Comic Relief goes for green systems
Operations for the charity’s ‘Do Something Funny for Money’ campaign will rely on more cost and carbon effective in-house server and storage systems, as physical servers are cut to a fifth.
As Comic Relief looks to make this year's Red Nose Day' its biggest ever, all Comic Relief staff will be relying on a new green storage system behind the scenes.
The organisation has implemented a new storage area network (SAN) and virtualisation platform to create a virtual storage and server environment to support its in-house operational activities and all staff involved in this year's Do Something Funny for Money' campaign.
The existing internal storage systems, made up of a Compaq storage area network (SAN) and two HP Network Attached Storage (NAS) subsystems, were reaching full capacity and taking more and more time to manage.
Storage vendor Compellent provided the new SAN, which was installed alongside a VMware virtualisation platform by Fordway Solutions.
The charity now runs all in-house operations on 20 virtual servers on just four physical machines, and plans to further consolidate its servers in the near future.

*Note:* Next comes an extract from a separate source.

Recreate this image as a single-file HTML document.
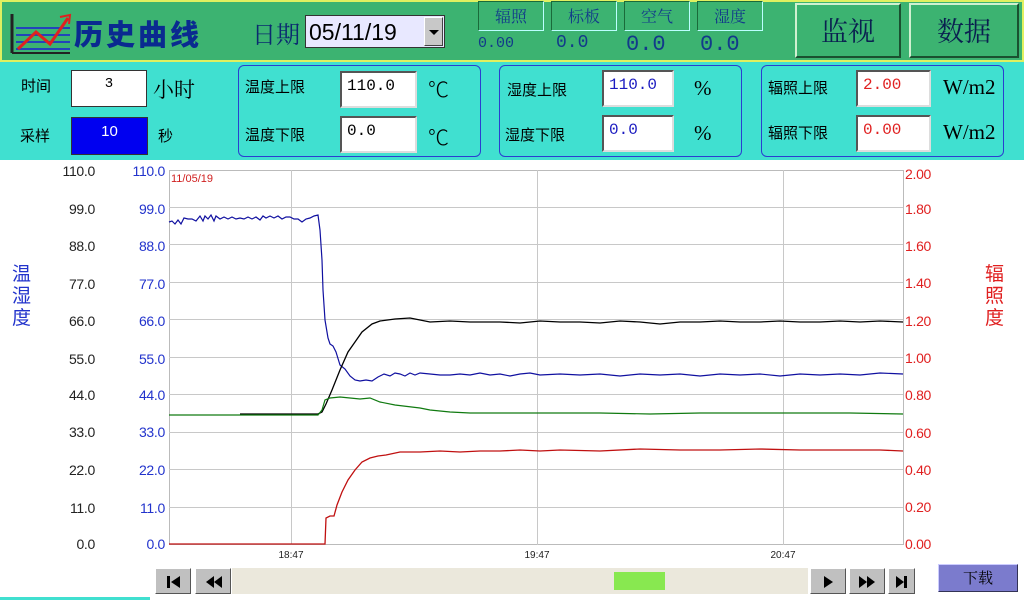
<!DOCTYPE html>
<html><head><meta charset="utf-8"><style>
*{margin:0;padding:0;box-sizing:border-box}
body{width:1024px;height:600px;overflow:hidden;background:#fff;font-family:"Liberation Sans","Noto Sans CJK SC",sans-serif;position:relative}
.a{position:absolute}
.cj{font-family:"Noto Sans CJK SC","WenQuanYi Zen Hei",sans-serif}
.sf{font-family:"Noto Serif CJK SC","Liberation Serif",serif}
.top{left:0;top:0;width:1024px;height:62px;background:#3cb371;border:2px solid #e0f060}
.band{left:0;top:62px;width:1024px;height:98px;background:#40e0d0}
.inp{background:#fff;border:2px solid;border-color:#555 #ddd #ddd #555;font-family:"Liberation Mono","Noto Sans CJK SC",monospace;font-size:16px;padding-left:5px;line-height:26px}
.grp{border:1.5px solid #2a3fd0;border-radius:6px}
.tab{border:1px solid;border-color:#1a6a3a #bff #bff #1a6a3a;width:66px;height:30px;text-align:center;font-size:16px;color:#123a8a;line-height:28px}
.bt{border:2px solid;border-color:#d0f0d0 #1a5030 #1a5030 #d0f0d0;background:#3cb371;font-size:27px;color:#0a2050;text-align:center;line-height:50px}
.sb{background:#c0c0c0;border:1px solid;border-color:#fff #555 #555 #fff;width:36px;height:26px;top:568px}
.deg{font-size:21px;font-family:"Noto Sans CJK SC",sans-serif;font-weight:300}
</style></head><body>
<div class="a top"></div>
<svg class="a" style="left:10px;top:12px" width="62" height="42"><line x1="2" y1="2" x2="2" y2="41" stroke="#222" stroke-width="3"/><g stroke="#2244bb" stroke-width="2"><line x1="6" y1="16" x2="60" y2="16"/><line x1="6" y1="23" x2="60" y2="23"/><line x1="6" y1="30" x2="60" y2="30"/><line x1="6" y1="37" x2="60" y2="37"/></g><line x1="2" y1="41" x2="60" y2="41" stroke="#222" stroke-width="2"/><polyline points="8,37 26,20 40,32 58,6" fill="none" stroke="#e02020" stroke-width="3"/><polyline points="50,5 60,3 59,12" fill="none" stroke="#e02020" stroke-width="2"/></svg>
<div class="a cj" style="left:74px;top:12px;font-size:29px;font-weight:900;color:#0a2a90;letter-spacing:3px">历史曲线</div>
<div class="a sf" style="left:252px;top:15px;font-size:24px;color:#0a2a70">日期</div>
<div class="a" style="left:305px;top:15px;width:140px;height:33px;background:#e8e8ff;border:1px solid #333;font-size:23px;line-height:32px;padding-left:3px">05/11/19</div>
<div class="a" style="left:424px;top:17px;width:19px;height:29px;background:#c8c8c8;border:1px solid;border-color:#fff #444 #444 #fff"><div class="a" style="left:4px;top:12px;border-left:5px solid transparent;border-right:5px solid transparent;border-top:5px solid #000"></div></div>
<div class="a tab sf" style="left:478px;top:1px">辐照</div>
<div class="a tab sf" style="left:551px;top:1px">标板</div>
<div class="a tab sf" style="left:624px;top:1px">空气</div>
<div class="a tab sf" style="left:697px;top:1px">湿度</div>
<div class="a" style="left:478px;top:35px;font-family:'Liberation Mono',monospace;font-size:15px;color:#123a8a">0.00</div>
<div class="a" style="left:556px;top:33px;font-family:'Liberation Mono',monospace;font-size:18px;color:#123a8a">0.0</div>
<div class="a" style="left:626px;top:32px;font-family:'Liberation Mono',monospace;font-size:22px;color:#123a8a">0.0</div>
<div class="a" style="left:700px;top:32px;font-family:'Liberation Mono',monospace;font-size:22px;color:#123a8a">0.0</div>
<div class="a bt sf" style="left:795px;top:3px;width:106px;height:55px">监视</div>
<div class="a bt sf" style="left:909px;top:3px;width:110px;height:55px">数据</div>
<div class="a band"></div>
<div class="a cj" style="left:21px;top:75px;font-size:15px">时间</div>
<div class="a inp" style="left:71px;top:70px;width:76px;height:37px;border:1px solid #333;text-align:center;padding:0;font-size:14px">3</div>
<div class="a sf" style="left:153px;top:74px;font-size:21px">小时</div>
<div class="a cj" style="left:20px;top:125px;font-size:15px">采样</div>
<div class="a" style="left:71px;top:117px;width:77px;height:38px;background:#0000f0;border:1px solid #333;color:#fff;text-align:center;font-size:15px;line-height:28px">10</div>
<div class="a cj" style="left:158px;top:125px;font-size:15px">秒</div>
<div class="a grp" style="left:238px;top:65px;width:243px;height:92px"></div>
<div class="a cj" style="left:245px;top:76px;font-size:15px">温度上限</div>
<div class="a inp" style="left:340px;top:71px;width:77px;height:37px">110.0</div>
<div class="a deg" style="left:428px;top:74px">℃</div>
<div class="a cj" style="left:245px;top:124px;font-size:15px">温度下限</div>
<div class="a inp" style="left:340px;top:116px;width:77px;height:37px">0.0</div>
<div class="a deg" style="left:428px;top:122px">℃</div>
<div class="a grp" style="left:499px;top:65px;width:243px;height:92px"></div>
<div class="a cj" style="left:507px;top:79px;font-size:15px">湿度上限</div>
<div class="a inp" style="left:602px;top:70px;width:72px;height:37px;color:#1a1ac0">110.0</div>
<div class="a" style="left:694px;top:76px;font-size:21px;font-family:'Liberation Serif',serif">%</div>
<div class="a cj" style="left:505px;top:124px;font-size:15px">湿度下限</div>
<div class="a inp" style="left:602px;top:115px;width:72px;height:37px;color:#1a1ac0">0.0</div>
<div class="a" style="left:694px;top:121px;font-size:21px;font-family:'Liberation Serif',serif">%</div>
<div class="a grp" style="left:761px;top:65px;width:243px;height:92px"></div>
<div class="a cj" style="left:768px;top:77px;font-size:15px">辐照上限</div>
<div class="a inp" style="left:856px;top:70px;width:75px;height:37px;color:#e02020">2.00</div>
<div class="a" style="left:943px;top:75px;font-size:21px;font-family:'Liberation Serif',serif">W/m2</div>
<div class="a cj" style="left:768px;top:122px;font-size:15px">辐照下限</div>
<div class="a inp" style="left:856px;top:115px;width:75px;height:37px;color:#e02020">0.00</div>
<div class="a" style="left:943px;top:120px;font-size:21px;font-family:'Liberation Serif',serif">W/m2</div>
<div class="a cj" style="left:12px;top:262px;font-size:19px;color:#2233cc;line-height:22px;width:22px">温湿度</div>
<div class="a cj" style="left:985px;top:262px;font-size:19px;color:#e02020;line-height:22px;width:22px">辐照度</div>
<svg class="a" style="left:0;top:160px" width="1024" height="440" font-family="Liberation Sans, sans-serif" font-size="14">
<g transform="translate(0,-160)">
<rect x="169.5" y="170.5" width="734" height="374" fill="#fff" stroke="#bbb"/>
<g stroke="#c8c8c8">
<line x1="169" y1="207.5" x2="903" y2="207.5"/><line x1="169" y1="244.5" x2="903" y2="244.5"/><line x1="169" y1="282.5" x2="903" y2="282.5"/><line x1="169" y1="319.5" x2="903" y2="319.5"/><line x1="169" y1="357.5" x2="903" y2="357.5"/><line x1="169" y1="394.5" x2="903" y2="394.5"/><line x1="169" y1="432.5" x2="903" y2="432.5"/><line x1="169" y1="469.5" x2="903" y2="469.5"/><line x1="169" y1="507.5" x2="903" y2="507.5"/>
<line x1="291.5" y1="170" x2="291.5" y2="545"/><line x1="537.5" y1="170" x2="537.5" y2="545"/><line x1="783.5" y1="170" x2="783.5" y2="545"/>
</g>
<text x="171" y="182" font-size="11" fill="#d02020">11/05/19</text>
<g text-anchor="end" fill="#222" font-size="14" letter-spacing="-0.3"><text x="95" y="176">110.0</text><text x="95" y="214">99.0</text><text x="95" y="251">88.0</text><text x="95" y="289">77.0</text><text x="95" y="326">66.0</text><text x="95" y="364">55.0</text><text x="95" y="400">44.0</text><text x="95" y="437">33.0</text><text x="95" y="475">22.0</text><text x="95" y="513">11.0</text><text x="95" y="549">0.0</text></g>
<g text-anchor="end" fill="#2233cc" letter-spacing="-0.3"><text x="165" y="176">110.0</text><text x="165" y="214">99.0</text><text x="165" y="251">88.0</text><text x="165" y="289">77.0</text><text x="165" y="326">66.0</text><text x="165" y="364">55.0</text><text x="165" y="400">44.0</text><text x="165" y="437">33.0</text><text x="165" y="475">22.0</text><text x="165" y="513">11.0</text><text x="165" y="549">0.0</text></g>
<g fill="#e02020" letter-spacing="-0.3"><text x="905" y="179">2.00</text><text x="905" y="214">1.80</text><text x="905" y="251">1.60</text><text x="905" y="288">1.40</text><text x="905" y="326">1.20</text><text x="905" y="363">1.00</text><text x="905" y="400">0.80</text><text x="905" y="438">0.60</text><text x="905" y="475">0.40</text><text x="905" y="512">0.20</text><text x="905" y="549">0.00</text></g>
<g font-size="10" text-anchor="middle" fill="#222"><text x="291" y="558">18:47</text><text x="537" y="558">19:47</text><text x="783" y="558">20:47</text></g>
<polyline fill="none" stroke="#1010a0" stroke-width="1.2" points="169,222 172,221 175,224 178,220 181,224 184,218 188,219 192,219 196,221 200,216 203,221 205,216 208,219 211,215 214,221 216,216 220,219 224,217 228,219 232,217 236,219 240,218 244,219 248,217 252,219 256,217 260,220 263,216 266,218 270,216 274,218 278,216 282,219 286,217 290,217 294,219 298,219 302,222 306,219 310,218 314,216 318,215 320,230 322,260 323,290 325,320 328,338 330,344 333,346 336,352 340,365 345,369 350,376 355,380 360,381 366,380 372,381 378,377 384,374 390,376 395,373 400,374 405,376 410,373 415,375 420,373 430,374 440,375 450,375 460,374 470,375 480,373 490,375 500,374 510,376 520,374 530,373 540,375 560,374 580,375 600,374 620,376 640,374 660,375 680,374 700,376 720,374 740,375 760,374 780,376 800,374 820,375 840,374 860,375 880,373 903,374"/>
<polyline fill="none" stroke="#000" stroke-width="1.3" points="240,414 318,414 322,412 326,404 332,390 340,370 348,352 355,342 362,332 372,324 380,321 395,319 410,318 420,320 430,322 450,321 470,322 500,322 520,323 540,321 560,322 580,322 600,323 620,321 640,322 660,324 680,322 700,322 720,321 740,322 760,322 780,321 800,322 820,322 840,321 860,322 880,321 903,322"/>
<polyline fill="none" stroke="#107a10" stroke-width="1.2" points="169,415 318,415 322,410 325,400 330,398 340,397 350,398 360,399 370,398 380,402 395,405 420,408 430,410 450,412 470,413 500,413 550,413 600,413 650,414 700,413 750,413 800,413 850,413 903,414"/>
<polyline fill="none" stroke="#c01010" stroke-width="1.3" points="169,544 325,544 326,518 330,516 334,516 337,505 342,492 348,480 355,470 362,462 370,458 378,456 386,455 400,452 420,452 440,451 460,452 480,451 500,451 520,450 540,451 560,450 600,451 640,449 680,450 720,450 760,449 800,450 840,450 880,450 903,451"/>
</g></svg>
<div class="a" style="left:232px;top:568px;width:576px;height:26px;background:#ebe8dc"></div>
<div class="a" style="left:614px;top:572px;width:51px;height:18px;background:#88e850"></div>
<div class="a sb" style="left:155px"><svg width="36" height="26"><rect x="11" y="7" width="3" height="12"/><polygon points="24,7 24,19 15,13"/></svg></div>
<div class="a sb" style="left:195px"><svg width="36" height="26"><polygon points="18,7 18,19 10,13"/><polygon points="26,7 26,19 18,13"/></svg></div>
<div class="a sb" style="left:810px"><svg width="36" height="26"><polygon points="13,7 13,19 22,13"/></svg></div>
<div class="a sb" style="left:849px"><svg width="36" height="26"><polygon points="9,7 9,19 17,13"/><polygon points="17,7 17,19 25,13"/></svg></div>
<div class="a sb" style="left:888px;width:27px"><svg width="27" height="26"><polygon points="7,7 7,19 15,13"/><rect x="15" y="7" width="3" height="12"/></svg></div>
<div class="a sf" style="left:938px;top:564px;width:80px;height:28px;background:#7b7bcd;border:1px solid;border-color:#ccf #335 #335 #ccf;text-align:center;font-size:15px;line-height:26px">下载</div>
<div class="a" style="left:0;top:597px;width:150px;height:3px;background:#40e0d0"></div>
</body></html>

In addition, the new storage and server infrastructure delivers fast data recovery in the event of loss or corruption. Prior to installation, data was held off-site on tapes and could take several hours to recover. Today, recovery has been reduced to minutes, using Compellent's Data Instant Replay snapshots.
Comic Relief has also deployed the storage vendor's automated tiered storage, called Data Progression, to automate the process of moving less frequently accessed data to lower-cost disks. Asset utilisation has been boosted by deploying Compellent's Dynamic Capacity thin provisioning technology, to eliminate allocated but unused capacity across the network.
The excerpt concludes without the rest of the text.